The rich lived in fancy villas, remarkably preserved under 6m of ash. Pompeii had legal and political systems, evident in its courthouse and Roman forum.

An intricate drainage system was woven into the city. There were brothels with little drawings that advertised the erotic specialities of the women.

Founded in the seventh century BC, the prosperous merchant city is an unparalleled picture of old Rome for two million visitors annually. For nearly 1,700 years, the city in the Naples region lay buried, before excavation by the French and British began in the 1700s. The 66ha site is still being dug out.

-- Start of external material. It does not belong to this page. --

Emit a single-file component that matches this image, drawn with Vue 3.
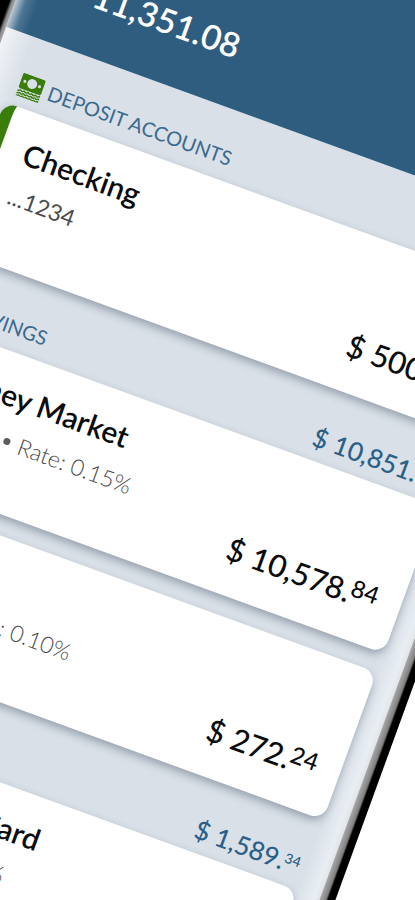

Most poignantly, there are hundreds of plaster casts of inhabitants, both humans and animals, captured in their dying moments, that symbolise the tragedy of Pompeii.

In recent years, Pompeii has endured fresh tumult, with walls and columns in the Unesco-listed site suffering damage or collapsing. Just this month, the wall of a tomb fell. Blame it on heavy rains and mismanagement.

I do not discern egregious neglect when I visit, possibly because a massive €105-million restoration, funded by the European Union, had began last year.

Vesuvius, 8km away, last erupted in 1944 and looms over the ruins. Fatalistic Neapolitans have returned to live and farm on its fertile slopes.

Both Pompeii and Rome illuminate the past. The Roman past is very present in the imposing Coliseum with its gladiatorial brutality, Michelangelo's Renaissance art on the Sistine Chapel ceiling and even a small, spiral staircase in the Vatican.

The Bramante Staircase, generally closed to the public but open to Trafalgar guests, was built as a secondary entrance for Pope Julius II in 1505. The step-less staircase was also a ramp for mules and horses.

The double-helix staircase is an optical illusion - I look up and down and it seems very high, though it is set inside a 19m tower. Clever Romans. The concept has been copied across Europe.

In Rome, a new friend and I explore the city soon after we get off the plane, so immediate is the city's allure. Rome is really an immense archaeological site, very walkable, and awaiting discovery with a map.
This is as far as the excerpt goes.